Lot 119
  • 119

French School, late 18th Century

Estimate
30,000 - 40,000 GBP
bidding is closed

Description

  • decorative panels with pairs of lovers and a turquerie
  • a set of three, all oil on canvas, two in ornate carved and gilt wood frames

Provenance

Henri-Louis Bischoffsheim (1829-1909), Bute House, 75 South Audley Street, London;
By descent to his daughter Amelia, wife of Sir Maurice Fitzgerald, 2nd Bt., and 20th Knight of Kerry, and removed by her to 16 Mansfield Street, London.

Literature

The King of Illustated Papers, 1902;
C. Hussey, "A London House of the XVIIIth Century - 16 Mansfield Street, the Residence of Lady Fitzgerald", in Country Life, vol.
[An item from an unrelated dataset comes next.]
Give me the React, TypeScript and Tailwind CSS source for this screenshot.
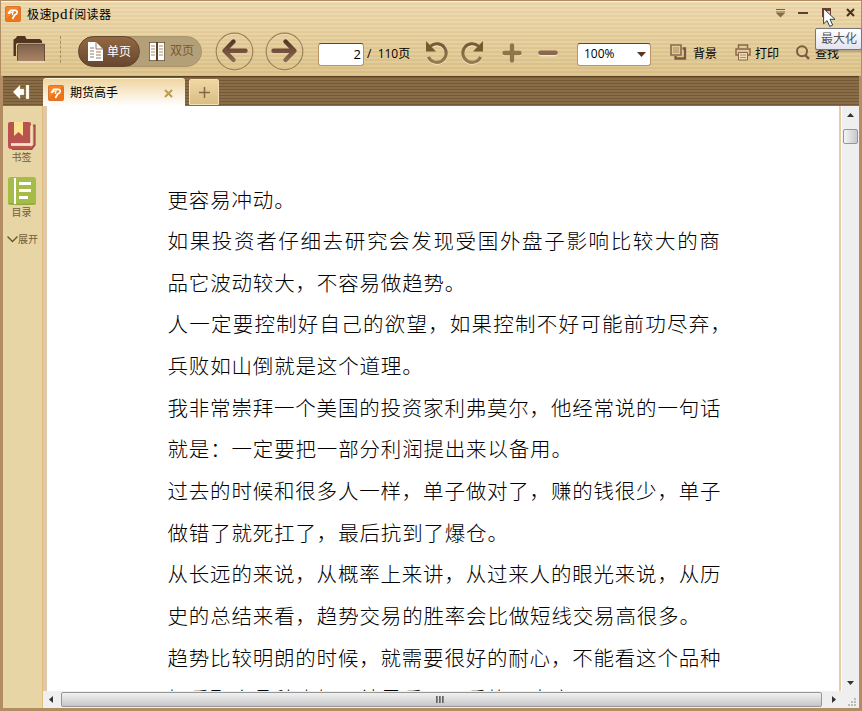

LXVII, 26 April 1930, pp. 604-9;
J. Cornforth, London Interiors, London 2000, pp. 97-103, the turquerie reproduced facing p. 100.

Catalogue Note

These three paintings formerly formed part of the decorations at Bute House in Mayfair, then the London residence of Henri-Louis Bischoffsheim (1829-1909) and now the Egyptian Embassy. Bischoffsheim, a member of a prominent European banking family, had settled in London around 1860, and purchased Bute House in 1872. These paintings formed part of the French decoration of the Boudoir, where they and other French 18th century paintings were flanked by decorative painted and embroidered panels. Surviving photographs of the interiors at Bute House display an interior of almost Rothschildean opulence. The ceiling of the Blue Drawing Room, for example, housed Giambattista Tiepolo's masterpiece, Allegory with Venus and Time now in the National Gallery, London (inv. no. 6387, M. Levey, National Gallery Catalogues: the 17th and 18th century Italian Schools, London 1971, pp. 228-31) which remained in situ until sold by the Embassy in 1969. Bischoffsheim also formed an outstanding collection of Old Master paintings, including important Engish portraits by Hoppner, Reynolds and Romney, and major Dutch paintings including a View of Amsterdam by Ruisdael (formerly Eindhoven, Phillips Collection), Ochtervelt's Oyster party (Private Collection), Philips Koninck's Landscape (Copenhagen, Statens Museum), and Anthonis Mor's Isabella of Valois (Eindhoven, Phillips Collection). The collection also included good 18th-century French pictures, such as Nattier's full-length portrait of the Duc de Penthièvre and François Hubert Drouais' House of Cards and Blowing Bubbles. Bischoffsheim enjoyed very strong family connections to Paris, and it is more than likely that the present paintings were acquired there. The collection was sold at auction at Christie's on 7 May 1926, following the sale of the house after the death of his widow in 1922. These paintings were not sold for they were removed by Bischoffsheim's daughter Amelia, later Lady Fitzgerald, who used them to decorate the drawing room of her London house in Mansfield Street, where she stayed until the war. Their subsequent history is not yet known, although other paintings from her collection, including Michele Marieschi's Rialto Bridge were later acquired by the National Trust.

We are grateful to Alastair Laing for his assistance in the cataloguing of this lot.